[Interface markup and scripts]
───

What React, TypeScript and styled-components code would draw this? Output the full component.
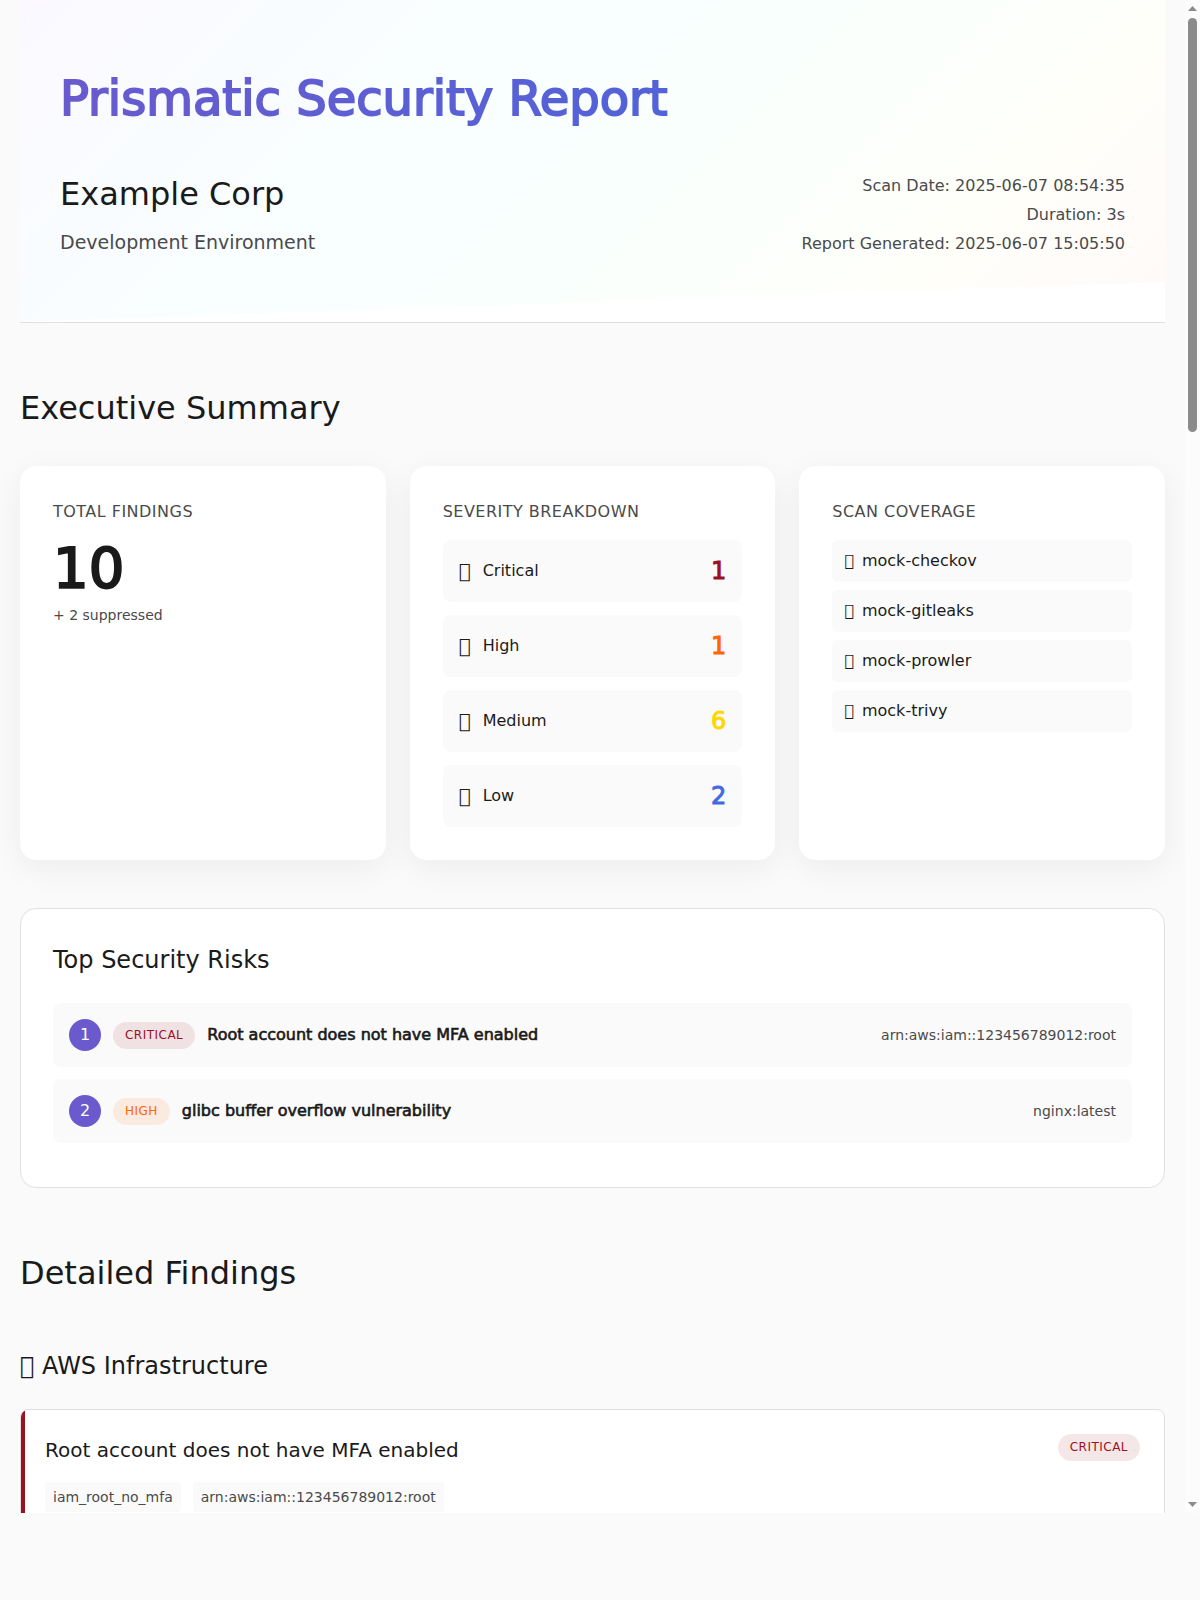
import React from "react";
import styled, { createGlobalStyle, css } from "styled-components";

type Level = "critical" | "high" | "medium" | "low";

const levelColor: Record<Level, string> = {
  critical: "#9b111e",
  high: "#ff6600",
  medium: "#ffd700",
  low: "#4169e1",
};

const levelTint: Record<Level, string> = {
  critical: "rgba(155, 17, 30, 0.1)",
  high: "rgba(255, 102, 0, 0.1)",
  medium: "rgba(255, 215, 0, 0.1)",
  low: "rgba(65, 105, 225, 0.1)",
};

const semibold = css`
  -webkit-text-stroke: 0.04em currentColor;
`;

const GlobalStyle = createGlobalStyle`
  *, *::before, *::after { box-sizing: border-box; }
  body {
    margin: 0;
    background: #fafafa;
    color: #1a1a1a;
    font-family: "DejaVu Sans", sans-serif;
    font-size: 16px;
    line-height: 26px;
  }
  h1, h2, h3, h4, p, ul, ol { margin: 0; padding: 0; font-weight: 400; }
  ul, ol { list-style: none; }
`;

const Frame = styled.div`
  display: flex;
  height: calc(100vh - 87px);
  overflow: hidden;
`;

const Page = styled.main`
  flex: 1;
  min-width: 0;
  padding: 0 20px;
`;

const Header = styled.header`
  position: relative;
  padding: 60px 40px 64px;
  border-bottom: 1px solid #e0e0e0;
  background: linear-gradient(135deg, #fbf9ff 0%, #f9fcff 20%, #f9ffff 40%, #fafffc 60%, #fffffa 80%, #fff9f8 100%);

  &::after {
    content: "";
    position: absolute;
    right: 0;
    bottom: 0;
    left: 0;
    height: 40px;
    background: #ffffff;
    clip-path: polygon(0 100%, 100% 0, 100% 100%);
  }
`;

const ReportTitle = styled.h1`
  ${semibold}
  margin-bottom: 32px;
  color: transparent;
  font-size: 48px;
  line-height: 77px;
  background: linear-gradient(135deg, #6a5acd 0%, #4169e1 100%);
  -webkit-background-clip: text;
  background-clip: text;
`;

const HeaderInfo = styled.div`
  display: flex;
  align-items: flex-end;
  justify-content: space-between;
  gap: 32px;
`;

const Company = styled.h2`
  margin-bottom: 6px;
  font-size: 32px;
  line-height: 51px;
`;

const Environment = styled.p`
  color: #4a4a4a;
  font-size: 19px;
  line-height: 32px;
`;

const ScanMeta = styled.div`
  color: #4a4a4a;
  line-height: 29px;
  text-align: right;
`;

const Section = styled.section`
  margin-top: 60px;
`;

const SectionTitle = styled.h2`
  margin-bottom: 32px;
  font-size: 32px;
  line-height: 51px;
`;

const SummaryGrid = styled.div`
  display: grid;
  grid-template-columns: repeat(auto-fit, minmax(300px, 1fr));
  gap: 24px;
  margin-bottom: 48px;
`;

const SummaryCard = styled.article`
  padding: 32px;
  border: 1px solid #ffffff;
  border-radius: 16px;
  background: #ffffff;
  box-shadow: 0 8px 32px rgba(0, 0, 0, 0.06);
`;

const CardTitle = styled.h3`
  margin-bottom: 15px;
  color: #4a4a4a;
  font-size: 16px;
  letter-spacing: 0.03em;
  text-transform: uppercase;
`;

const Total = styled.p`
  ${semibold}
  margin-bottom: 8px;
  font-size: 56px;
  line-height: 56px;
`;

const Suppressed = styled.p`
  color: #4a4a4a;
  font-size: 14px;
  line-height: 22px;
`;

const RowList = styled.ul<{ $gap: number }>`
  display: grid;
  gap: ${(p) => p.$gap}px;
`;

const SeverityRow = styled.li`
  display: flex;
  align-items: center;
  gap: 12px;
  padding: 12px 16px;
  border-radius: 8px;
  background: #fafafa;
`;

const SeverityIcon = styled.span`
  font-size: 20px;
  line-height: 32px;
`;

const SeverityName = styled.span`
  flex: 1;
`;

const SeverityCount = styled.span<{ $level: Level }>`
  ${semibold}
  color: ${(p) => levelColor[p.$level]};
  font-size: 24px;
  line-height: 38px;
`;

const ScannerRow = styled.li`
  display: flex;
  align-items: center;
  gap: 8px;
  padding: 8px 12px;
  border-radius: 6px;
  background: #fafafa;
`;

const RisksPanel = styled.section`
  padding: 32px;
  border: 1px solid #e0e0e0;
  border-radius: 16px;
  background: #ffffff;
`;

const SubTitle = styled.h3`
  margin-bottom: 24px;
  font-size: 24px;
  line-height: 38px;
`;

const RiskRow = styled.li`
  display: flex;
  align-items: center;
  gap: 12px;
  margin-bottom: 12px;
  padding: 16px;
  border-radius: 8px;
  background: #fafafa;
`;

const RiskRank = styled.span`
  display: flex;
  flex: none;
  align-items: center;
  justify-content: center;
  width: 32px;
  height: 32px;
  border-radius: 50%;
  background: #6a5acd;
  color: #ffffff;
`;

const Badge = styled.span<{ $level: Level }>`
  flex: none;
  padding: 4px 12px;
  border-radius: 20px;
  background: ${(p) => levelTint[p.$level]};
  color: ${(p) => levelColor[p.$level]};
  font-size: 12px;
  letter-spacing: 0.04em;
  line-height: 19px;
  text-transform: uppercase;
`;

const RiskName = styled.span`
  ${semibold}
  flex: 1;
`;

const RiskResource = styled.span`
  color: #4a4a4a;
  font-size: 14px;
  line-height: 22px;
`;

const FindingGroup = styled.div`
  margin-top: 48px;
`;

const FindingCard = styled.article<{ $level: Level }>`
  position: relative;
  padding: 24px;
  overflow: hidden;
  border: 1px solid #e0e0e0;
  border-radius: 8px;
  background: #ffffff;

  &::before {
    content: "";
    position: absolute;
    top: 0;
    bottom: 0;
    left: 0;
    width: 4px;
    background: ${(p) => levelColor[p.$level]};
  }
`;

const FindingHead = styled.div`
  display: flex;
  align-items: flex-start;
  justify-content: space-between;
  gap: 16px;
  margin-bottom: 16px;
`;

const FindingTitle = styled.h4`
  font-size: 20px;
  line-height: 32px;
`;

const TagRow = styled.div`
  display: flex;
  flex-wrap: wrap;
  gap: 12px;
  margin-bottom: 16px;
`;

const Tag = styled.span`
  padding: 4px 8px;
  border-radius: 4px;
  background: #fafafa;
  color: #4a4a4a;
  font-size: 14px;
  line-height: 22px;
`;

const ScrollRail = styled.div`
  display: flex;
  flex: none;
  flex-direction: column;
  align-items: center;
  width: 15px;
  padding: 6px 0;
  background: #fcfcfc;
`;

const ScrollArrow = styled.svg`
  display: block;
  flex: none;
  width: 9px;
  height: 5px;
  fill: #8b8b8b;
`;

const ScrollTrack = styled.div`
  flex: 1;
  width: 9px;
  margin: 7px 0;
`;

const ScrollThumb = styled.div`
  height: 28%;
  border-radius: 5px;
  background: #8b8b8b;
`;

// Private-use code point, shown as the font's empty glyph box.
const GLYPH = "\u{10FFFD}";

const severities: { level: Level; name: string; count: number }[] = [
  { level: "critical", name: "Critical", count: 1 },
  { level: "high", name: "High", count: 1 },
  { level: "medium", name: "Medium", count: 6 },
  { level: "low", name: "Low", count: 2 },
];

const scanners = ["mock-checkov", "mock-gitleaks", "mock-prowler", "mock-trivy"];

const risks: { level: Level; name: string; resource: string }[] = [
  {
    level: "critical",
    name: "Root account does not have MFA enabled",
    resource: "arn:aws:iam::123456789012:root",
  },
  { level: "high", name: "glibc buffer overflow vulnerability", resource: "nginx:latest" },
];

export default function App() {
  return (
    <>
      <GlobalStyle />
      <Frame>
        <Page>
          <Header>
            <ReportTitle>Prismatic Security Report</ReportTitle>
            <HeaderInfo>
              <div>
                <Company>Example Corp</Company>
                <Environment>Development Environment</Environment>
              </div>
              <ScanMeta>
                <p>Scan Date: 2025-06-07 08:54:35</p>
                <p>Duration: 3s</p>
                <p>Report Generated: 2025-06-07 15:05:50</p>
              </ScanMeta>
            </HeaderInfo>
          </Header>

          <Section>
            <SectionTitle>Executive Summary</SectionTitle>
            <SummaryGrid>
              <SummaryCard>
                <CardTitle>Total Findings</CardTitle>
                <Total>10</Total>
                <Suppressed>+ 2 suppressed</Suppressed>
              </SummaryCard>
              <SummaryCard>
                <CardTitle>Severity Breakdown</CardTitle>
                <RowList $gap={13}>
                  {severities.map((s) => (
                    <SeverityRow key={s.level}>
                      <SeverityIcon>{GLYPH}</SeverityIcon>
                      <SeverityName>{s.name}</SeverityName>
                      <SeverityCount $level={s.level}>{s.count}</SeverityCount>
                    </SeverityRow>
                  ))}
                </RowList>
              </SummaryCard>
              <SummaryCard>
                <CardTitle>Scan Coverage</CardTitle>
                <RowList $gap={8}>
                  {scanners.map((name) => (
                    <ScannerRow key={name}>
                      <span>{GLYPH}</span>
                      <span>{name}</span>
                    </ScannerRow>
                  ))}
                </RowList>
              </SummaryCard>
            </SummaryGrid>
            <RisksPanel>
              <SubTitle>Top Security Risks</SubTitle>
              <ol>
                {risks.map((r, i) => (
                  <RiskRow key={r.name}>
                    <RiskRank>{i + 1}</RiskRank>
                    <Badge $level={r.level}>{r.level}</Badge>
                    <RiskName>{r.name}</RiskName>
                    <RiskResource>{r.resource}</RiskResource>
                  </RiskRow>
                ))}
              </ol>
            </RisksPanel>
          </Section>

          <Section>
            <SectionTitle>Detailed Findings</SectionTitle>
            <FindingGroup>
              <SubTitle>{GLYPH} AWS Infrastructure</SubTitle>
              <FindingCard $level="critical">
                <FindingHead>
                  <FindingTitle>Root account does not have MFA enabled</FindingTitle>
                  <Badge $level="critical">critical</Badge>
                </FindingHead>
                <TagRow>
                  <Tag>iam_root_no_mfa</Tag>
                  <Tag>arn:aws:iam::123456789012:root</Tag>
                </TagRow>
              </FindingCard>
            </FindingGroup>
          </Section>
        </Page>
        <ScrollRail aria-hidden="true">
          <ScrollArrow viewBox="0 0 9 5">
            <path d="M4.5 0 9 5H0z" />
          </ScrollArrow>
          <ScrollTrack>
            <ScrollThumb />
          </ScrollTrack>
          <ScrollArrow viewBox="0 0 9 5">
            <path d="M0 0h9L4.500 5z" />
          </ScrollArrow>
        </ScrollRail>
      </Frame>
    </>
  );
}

───

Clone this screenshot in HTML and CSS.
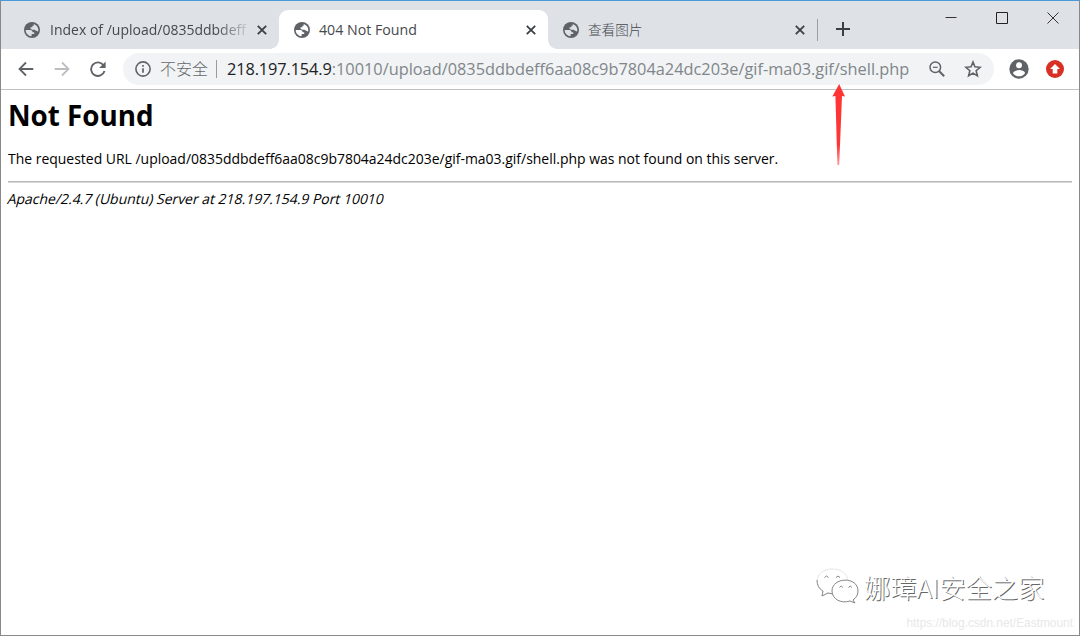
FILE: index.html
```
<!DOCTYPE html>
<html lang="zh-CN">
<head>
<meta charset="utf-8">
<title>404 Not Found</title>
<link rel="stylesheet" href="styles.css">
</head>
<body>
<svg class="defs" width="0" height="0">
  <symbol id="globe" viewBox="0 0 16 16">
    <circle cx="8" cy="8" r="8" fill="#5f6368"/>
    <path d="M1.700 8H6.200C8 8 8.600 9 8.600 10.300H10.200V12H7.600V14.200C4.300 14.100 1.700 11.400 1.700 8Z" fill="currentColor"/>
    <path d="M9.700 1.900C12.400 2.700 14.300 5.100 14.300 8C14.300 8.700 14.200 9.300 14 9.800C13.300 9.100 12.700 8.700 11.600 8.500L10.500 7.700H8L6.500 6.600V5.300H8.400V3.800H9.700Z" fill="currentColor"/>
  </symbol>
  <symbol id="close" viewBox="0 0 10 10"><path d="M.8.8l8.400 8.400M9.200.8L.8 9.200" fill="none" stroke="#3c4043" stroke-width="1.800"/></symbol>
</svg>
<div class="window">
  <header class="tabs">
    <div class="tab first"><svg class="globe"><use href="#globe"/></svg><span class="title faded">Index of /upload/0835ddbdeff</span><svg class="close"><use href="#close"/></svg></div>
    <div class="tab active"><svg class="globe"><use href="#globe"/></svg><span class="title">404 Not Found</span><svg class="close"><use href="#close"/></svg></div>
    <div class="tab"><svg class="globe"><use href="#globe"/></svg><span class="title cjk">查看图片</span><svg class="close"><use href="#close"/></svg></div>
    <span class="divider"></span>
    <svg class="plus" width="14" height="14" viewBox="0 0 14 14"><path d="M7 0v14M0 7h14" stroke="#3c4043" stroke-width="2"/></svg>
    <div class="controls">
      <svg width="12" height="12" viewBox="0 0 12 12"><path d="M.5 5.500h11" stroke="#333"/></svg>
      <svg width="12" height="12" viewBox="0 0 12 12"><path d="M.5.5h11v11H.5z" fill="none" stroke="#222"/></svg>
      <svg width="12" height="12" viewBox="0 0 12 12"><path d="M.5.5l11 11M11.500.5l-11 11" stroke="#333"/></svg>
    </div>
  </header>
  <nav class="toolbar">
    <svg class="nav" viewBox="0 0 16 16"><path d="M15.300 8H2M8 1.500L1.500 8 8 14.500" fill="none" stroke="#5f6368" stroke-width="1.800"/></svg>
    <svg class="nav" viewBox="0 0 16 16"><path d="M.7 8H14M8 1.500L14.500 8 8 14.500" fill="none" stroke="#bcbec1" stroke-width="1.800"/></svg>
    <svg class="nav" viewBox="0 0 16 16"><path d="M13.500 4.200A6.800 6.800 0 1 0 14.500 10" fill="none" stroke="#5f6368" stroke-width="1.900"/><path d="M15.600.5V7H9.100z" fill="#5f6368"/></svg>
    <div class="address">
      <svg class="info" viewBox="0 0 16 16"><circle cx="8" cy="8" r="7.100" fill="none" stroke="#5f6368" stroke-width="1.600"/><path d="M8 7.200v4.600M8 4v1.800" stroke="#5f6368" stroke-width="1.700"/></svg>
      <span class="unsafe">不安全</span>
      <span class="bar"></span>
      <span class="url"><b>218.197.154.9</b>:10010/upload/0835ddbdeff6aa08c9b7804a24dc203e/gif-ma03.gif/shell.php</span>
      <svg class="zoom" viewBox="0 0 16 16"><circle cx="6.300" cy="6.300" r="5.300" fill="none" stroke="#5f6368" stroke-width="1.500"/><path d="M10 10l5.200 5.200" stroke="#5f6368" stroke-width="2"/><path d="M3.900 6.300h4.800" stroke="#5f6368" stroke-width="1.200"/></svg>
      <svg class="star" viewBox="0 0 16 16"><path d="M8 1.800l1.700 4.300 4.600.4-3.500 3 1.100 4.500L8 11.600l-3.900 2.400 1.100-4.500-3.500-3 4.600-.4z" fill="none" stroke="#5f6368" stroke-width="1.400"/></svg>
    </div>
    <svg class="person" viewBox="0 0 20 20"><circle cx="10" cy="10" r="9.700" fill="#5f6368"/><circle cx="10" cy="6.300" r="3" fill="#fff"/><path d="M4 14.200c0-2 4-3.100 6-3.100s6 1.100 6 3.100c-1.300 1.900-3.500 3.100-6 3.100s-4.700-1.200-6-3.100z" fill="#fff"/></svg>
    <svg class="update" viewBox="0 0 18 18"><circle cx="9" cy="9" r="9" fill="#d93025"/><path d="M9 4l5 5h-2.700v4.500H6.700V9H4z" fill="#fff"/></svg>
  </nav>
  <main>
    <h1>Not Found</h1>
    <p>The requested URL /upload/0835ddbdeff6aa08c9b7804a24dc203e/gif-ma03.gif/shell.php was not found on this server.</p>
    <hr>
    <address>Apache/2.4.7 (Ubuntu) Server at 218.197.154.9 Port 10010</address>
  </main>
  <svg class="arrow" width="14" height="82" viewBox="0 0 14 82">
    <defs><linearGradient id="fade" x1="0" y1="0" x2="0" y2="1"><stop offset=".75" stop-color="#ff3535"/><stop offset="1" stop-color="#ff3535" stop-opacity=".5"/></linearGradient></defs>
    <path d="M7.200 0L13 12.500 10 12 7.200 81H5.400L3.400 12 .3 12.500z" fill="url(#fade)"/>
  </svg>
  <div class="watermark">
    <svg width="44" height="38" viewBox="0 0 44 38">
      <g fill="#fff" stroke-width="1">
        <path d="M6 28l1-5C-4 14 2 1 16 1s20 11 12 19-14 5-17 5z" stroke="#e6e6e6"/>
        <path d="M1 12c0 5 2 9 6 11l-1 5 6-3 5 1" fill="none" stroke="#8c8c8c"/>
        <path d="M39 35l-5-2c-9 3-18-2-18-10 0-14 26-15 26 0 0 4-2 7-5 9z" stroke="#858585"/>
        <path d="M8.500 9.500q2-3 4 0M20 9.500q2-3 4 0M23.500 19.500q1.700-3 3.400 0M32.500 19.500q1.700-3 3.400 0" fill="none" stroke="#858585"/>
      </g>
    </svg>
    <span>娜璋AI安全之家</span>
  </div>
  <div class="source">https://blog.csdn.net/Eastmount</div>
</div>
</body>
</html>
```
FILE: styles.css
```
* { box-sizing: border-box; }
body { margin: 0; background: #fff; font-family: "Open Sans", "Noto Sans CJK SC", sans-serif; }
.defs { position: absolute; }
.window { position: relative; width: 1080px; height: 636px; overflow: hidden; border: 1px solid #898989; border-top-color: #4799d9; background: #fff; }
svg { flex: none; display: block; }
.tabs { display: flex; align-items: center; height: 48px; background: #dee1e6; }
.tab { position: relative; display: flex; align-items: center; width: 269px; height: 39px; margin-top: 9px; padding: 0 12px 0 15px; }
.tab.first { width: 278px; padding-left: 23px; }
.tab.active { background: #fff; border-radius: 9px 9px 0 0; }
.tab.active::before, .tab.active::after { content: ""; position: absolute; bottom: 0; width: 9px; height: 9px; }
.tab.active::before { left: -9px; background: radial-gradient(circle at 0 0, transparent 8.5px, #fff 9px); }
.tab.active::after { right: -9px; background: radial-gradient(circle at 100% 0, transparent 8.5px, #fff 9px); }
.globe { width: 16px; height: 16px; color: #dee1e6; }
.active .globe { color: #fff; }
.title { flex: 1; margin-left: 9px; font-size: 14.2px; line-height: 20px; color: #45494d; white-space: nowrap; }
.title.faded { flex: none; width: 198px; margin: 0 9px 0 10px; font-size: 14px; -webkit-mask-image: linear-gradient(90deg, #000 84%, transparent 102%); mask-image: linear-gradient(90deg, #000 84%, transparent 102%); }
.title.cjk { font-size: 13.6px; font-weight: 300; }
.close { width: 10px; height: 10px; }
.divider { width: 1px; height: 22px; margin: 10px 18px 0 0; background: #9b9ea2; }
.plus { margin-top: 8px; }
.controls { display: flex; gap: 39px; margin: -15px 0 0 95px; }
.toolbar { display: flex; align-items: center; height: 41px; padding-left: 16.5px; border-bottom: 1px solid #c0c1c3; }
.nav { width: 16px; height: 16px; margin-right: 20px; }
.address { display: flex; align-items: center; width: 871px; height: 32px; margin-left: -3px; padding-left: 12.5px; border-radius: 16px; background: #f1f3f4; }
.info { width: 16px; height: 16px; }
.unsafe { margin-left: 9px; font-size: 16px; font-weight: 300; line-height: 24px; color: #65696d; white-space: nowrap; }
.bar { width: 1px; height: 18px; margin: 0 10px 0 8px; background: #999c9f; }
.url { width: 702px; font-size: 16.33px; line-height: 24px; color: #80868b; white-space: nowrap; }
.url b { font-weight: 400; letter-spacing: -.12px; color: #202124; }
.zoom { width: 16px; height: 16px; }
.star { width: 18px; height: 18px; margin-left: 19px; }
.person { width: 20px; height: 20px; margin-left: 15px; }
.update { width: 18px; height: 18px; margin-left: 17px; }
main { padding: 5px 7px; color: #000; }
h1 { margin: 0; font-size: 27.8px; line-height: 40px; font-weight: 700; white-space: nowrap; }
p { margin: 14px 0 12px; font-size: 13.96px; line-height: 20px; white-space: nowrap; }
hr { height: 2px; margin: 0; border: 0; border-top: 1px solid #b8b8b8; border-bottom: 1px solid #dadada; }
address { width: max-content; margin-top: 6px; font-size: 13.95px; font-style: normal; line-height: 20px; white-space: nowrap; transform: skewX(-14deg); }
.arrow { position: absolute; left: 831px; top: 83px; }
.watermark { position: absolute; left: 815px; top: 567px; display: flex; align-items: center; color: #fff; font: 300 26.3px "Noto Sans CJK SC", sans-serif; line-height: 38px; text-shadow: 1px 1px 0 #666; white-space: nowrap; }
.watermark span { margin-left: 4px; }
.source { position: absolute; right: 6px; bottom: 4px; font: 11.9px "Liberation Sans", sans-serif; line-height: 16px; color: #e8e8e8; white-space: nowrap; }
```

───

• DIRECTIVE
Scan the records above for the string "this", then select every line that holds it.

• TASK ANSWER
What React, TypeScript and styled-components code would draw this? Output the full component.
Clone this screenshot in HTML and CSS.
    <p>The requested URL /upload/0835ddbdeff6aa08c9b7804a24dc203e/gif-ma03.gif/shell.php was not found on this server.</p>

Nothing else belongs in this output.